Rapport Fourgous : repenser la pratique pédagogique des enseignants à l'heure du numérique
Par Benjamin d'Alguerre - Le 16 mai 2012.
Fin février 2012, la mission parlementaire présidée par le député UMP des Yvelines Jean-Michel Fourgous, mandatée par le ministre de l'Enseignement supérieur et de la Recherche Laurent Wauquiez, rendait un rapport intitulé “Apprendre autrement à l'ère du numérique", consacré aux innovations des pratiques pédagogiques
par le numérique et à la formation des enseignants. Quelles perspectives ?
Si l'essentiel du rapport est consacré aux possibilités induites par le développement des technologies de l'information et de la communication dans l'enseignement (primaire, secondaire ou supérieur) pour le développement des capacités des élèves ou étudiants, un chapitre est cependant consacré à la nécessaire formation des enseignants aux pédagogies numériques. Une stratégie susceptible de répondre aux enjeux liés à “la compétitivité et la massification de l'enseignement supérieur".
Formation de formateurs
Le rapport l'affirme : “Avec l'augmentation de la diversité des étudiants et l'arrivée des outils numériques, les professeurs d'Université n'ont d'autres choix que d'apprendre à différencier leurs pratiques, tout en continuant à proposer des formations d'élite." Une nécessité se traduisant notamment par “une refondation des pratiques pédagogiques" comme cela avait été souligné en 2010 par Jacques Fontanille, président de l'Université de Limoges, à l'occasion de la troisième édition du Colloque international de l'Université à l'ère du numérique (CIUEN). Un constat qui s'appuie, entres autres, sur le programme d'Institutional management in higher education, publié par l'OCDE, sur l'engagement à construire un espace européen dans l'enseignement supérieur tel que prévu par le “processus de Bologne", mais aussi sur les recommandations du conseil de l'Union européenne de 2009 relatives à la formation de formateurs aux compétences nécessaires pour enseigner.

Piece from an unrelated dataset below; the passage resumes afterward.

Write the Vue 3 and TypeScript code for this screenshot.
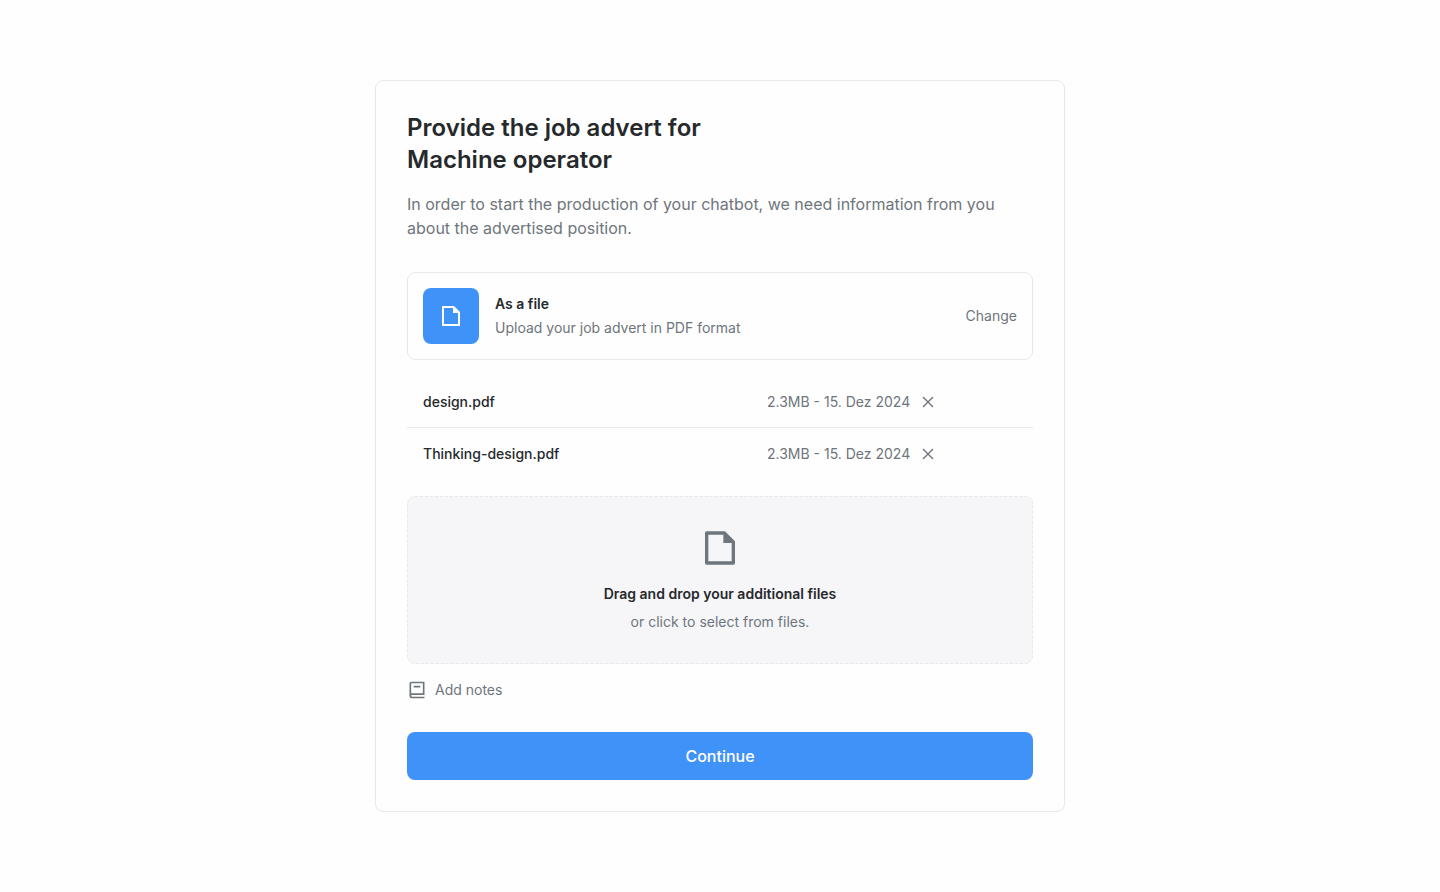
<script setup lang="ts">
import { ref } from 'vue'

interface UploadedFile {
  id: number
  name: string
  meta: string
}

const files = ref<UploadedFile[]>([
  { id: 1, name: 'design.pdf', meta: '2.3MB - 15. Dez 2024' },
  { id: 2, name: 'Thinking-design.pdf', meta: '2.3MB - 15. Dez 2024' },
])

function removeFile(id: number): void {
  files.value = files.value.filter((file) => file.id !== id)
}
</script>

<template>
  <main class="page">
    <section class="card">
      <h1 class="title">Provide the job advert for<br />Machine operator</h1>
      <p class="intro">
        In order to start the production of your chatbot, we need information from you about the
        advertised position.
      </p>

      <div class="method">
        <span class="method-icon">
          <svg width="24" height="24" viewBox="0 0 24 24" fill="currentColor" aria-hidden="true">
            <path d="M21 8v14H3V2h12l6 6zm-2 1h-5V4H5v16h14V9z" />
          </svg>
        </span>
        <div class="method-text">
          <h2 class="label">As a file</h2>
          <p class="hint">Upload your job advert in PDF format</p>
        </div>
        <button type="button" class="plain">Change</button>
      </div>

      <ul class="files">
        <li v-for="file in files" :key="file.id" class="file">
          <span class="file-name">{{ file.name }}</span>
          <span class="file-info">
            <span>{{ file.meta }}</span>
            <button
              type="button"
              class="remove"
              :aria-label="`Remove ${file.name}`"
              @click="removeFile(file.id)"
            >
              <svg
                width="20"
                height="20"
                viewBox="0 0 20 20"
                fill="none"
                stroke="currentColor"
                stroke-width="1.4"
                aria-hidden="true"
              >
                <path d="M5 5l10 10M15 5L5 15" />
              </svg>
            </button>
          </span>
        </li>
      </ul>

      <button type="button" class="dropzone">
        <svg width="40" height="40" viewBox="0 0 24 24" fill="currentColor" aria-hidden="true">
          <path
            d="M21 8v12.993A1 1 0 0 1 20.007 22H3.993A.993.993 0 0 1 3 21.008V2.992C3 2.455 3.449 2 4.002 2h10.995L21 8zm-2 1h-5V4H5v16h14V9z"
          />
        </svg>
        <span class="label drop-label">Drag and drop your additional files</span>
        <span class="hint">or click to select from files.</span>
      </button>

      <button type="button" class="plain notes">
        <svg width="20" height="20" viewBox="0 0 24 24" fill="currentColor" aria-hidden="true">
          <path
            d="M21 18H6a1 1 0 0 0 0 2h15v2H6a3 3 0 0 1-3-3V4a2 2 0 0 1 2-2h16v16zM5 16.05c.162-.033.329-.05.5-.05H19V4H5v12.05zM16 9H8V7h8v2z"
          />
        </svg>
        Add notes
      </button>

      <button type="button" class="continue">Continue</button>
    </section>
  </main>
</template>

<style>
body {
  margin: 0;
  background: #fefefe;
}
</style>

<style scoped>
.page {
  display: flex;
  justify-content: center;
  box-sizing: border-box;
  min-height: 100vh;
  padding: 80px 24px;
  background: #fefefe;
  font-family: Inter, "Liberation Sans", sans-serif;
  font-size: 14px;
  line-height: 20px;
  color: #6e757c;
}

.card {
  display: flex;
  flex-direction: column;
  box-sizing: border-box;
  width: 100%;
  max-width: 690px;
  padding: 31px;
  border: 1px solid #e6e8ea;
  border-radius: 8px;
}

h1,
h2,
p,
ul {
  margin: 0;
  padding: 0;
}

button {
  margin: 0;
  padding: 0;
  border: 0;
  background: none;
  color: inherit;
  font: inherit;
  cursor: pointer;
}

svg {
  display: block;
  flex: none;
}

.title {
  color: #26292c;
  font-size: 24px;
  font-weight: 600;
  line-height: 32px;
}

.intro {
  margin-top: 16px;
  font-size: 16px;
  line-height: 24px;
}

.method {
  display: flex;
  align-items: center;
  gap: 16px;
  margin-top: 32px;
  padding: 15px;
  border: 1px solid #e6e8ea;
  border-radius: 8px;
}

.method-icon {
  display: grid;
  place-items: center;
  width: 56px;
  height: 56px;
  border-radius: 8px;
  background: #3f93f8;
  color: #fff;
}

.method-text {
  display: grid;
  flex: 1;
  gap: 4px;
}

.label {
  color: #26292c;
  font-size: 14px;
  font-weight: 600;
  line-height: 20px;
}

.files {
  margin: 16px 0;
  list-style: none;
}

.file {
  display: grid;
  grid-template-columns: 1fr 250px;
  align-items: center;
  padding: 16px;
}

.file:not(:last-child) {
  border-bottom: 1px solid #e6e8ea;
  padding-bottom: 15px;
}

.file-name {
  color: #26292c;
  font-weight: 500;
}

.file-info {
  display: flex;
  align-items: center;
  gap: 8px;
}

.dropzone {
  display: flex;
  flex-direction: column;
  align-items: center;
  padding: 31px;
  border: 1px dashed #e6e8ea;
  border-radius: 8px;
  background: #f6f6f8;
}

.drop-label {
  margin: 16px 0 8px;
}

.notes {
  display: flex;
  align-self: flex-start;
  align-items: center;
  gap: 8px;
  margin: 16px 0 32px;
}

.continue {
  padding: 12px;
  border-radius: 8px;
  background: #3f93f8;
  color: #fff;
  font-size: 16px;
  font-weight: 500;
  line-height: 24px;
}
</style>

“Jusqu'à présent, seule la recherche entre en ligne de compte dans l'évolution de la carrière des enseignants du supérieur", note Jean-Michel Fourgous dans son rapport, “il est nécessaire aujourd'hui de les inciter à se former aux nouvelles pratiques pédagogiques, notamment par la création d'une prime d'excellence pédagogique." Une prime qui reposerait sur la procédure d'évaluation des enseignements et de la formation en fonction de l'appréciation des étudiants, telle que prévue dans l'arrêté Bayrou de 1997. Mais au-delà de l'incitation financière, il appartient aux Services universitaires de pédagogie (Sup) − regroupés au sein d'un réseau national − d'accompagner les enseignants aux NTIC afin d'améliorer les qualités pédagogiques de leurs formations en la matière. Toutefois, si ces services ont, depuis leur instauration dans les années 2000, contribué à développer des actions de formation et d'accompagnement du corps professoral pour favoriser l'innovation, les échanges entre enseignants et la recherche en pédagogie universitaire, ils ne couvrent actuellement que 20 % des Universités, particulièrement scientifiques ou technologiques. “Ils n'ont pas de réelle reconnaissance et demeurent largement dépendants des priorités budgétaires des établissements", regrette le rapport, qui propose “comme dans les pays anglo-saxons", de donner à ces services les capacités de se développer et de se pérenniser.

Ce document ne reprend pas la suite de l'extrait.